Nearly completely improvised based on a loose, image-filled treatment from Fidell, 6 Years takes a complex look at that difficult moment in every relationship: should we stay together or can we move on without one another? For Dan and Melanie, who have only been with each other, the question holds perhaps greater weight than the average relationship, considering their long-standing bond at odds with their enticing prospects. Dan, who forms a tempestuous attachment with his co-worker Amanda (Lindsay Burdge), contemplates the work opportunity he’s been waiting for, one which would set him apart from Melanie, who is on a path to become a teacher.

Rosenfield and Farmiga both give emotionally raw, bare-all performances with genuine chemistry in both their quarrels and moments of deep affection. For such a emotionally resonant exploration of young love, however, Fidell unfortunately seems to skip a few key moments in this snapshot of their relationship. As their attachment becomes strained and dissonance occurs, there’s a hurried feel to the major developments in their respective lives, which is regrettable for a film running only 80 minutes. Despite the frustration for desired, fleshed-out arcs for our lead characters, the free-form, beautiful cinematography from Andrew Droz Palermo doesn’t offer any other option than to be absorbed in each step of their journey.

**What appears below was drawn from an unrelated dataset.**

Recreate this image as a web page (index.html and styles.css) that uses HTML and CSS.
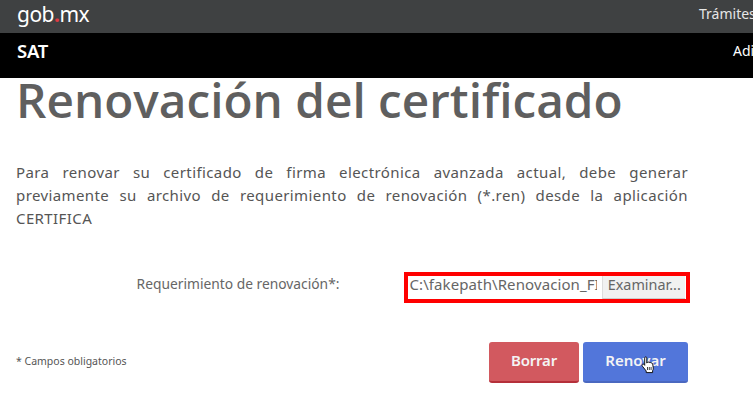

Reminiscent of the Sundance hit Like Crazy in style and themes (and not just because of Rosenfield’s physical similarities to Anton Yelchin), 6 Years is a more accomplished work, one which manages to grip from the first scene as we witness the potential collapse of commitment, despite an authentic bond of love. Ending on the perfect note, despite a few missteps along the way, this is a drama that doesn’t offer up any easy answers for a crucial moment in one’s life, and it’s all the better for it.

6 Years premiered at SXSW Film Festival and will arrive on VOD on August 18th.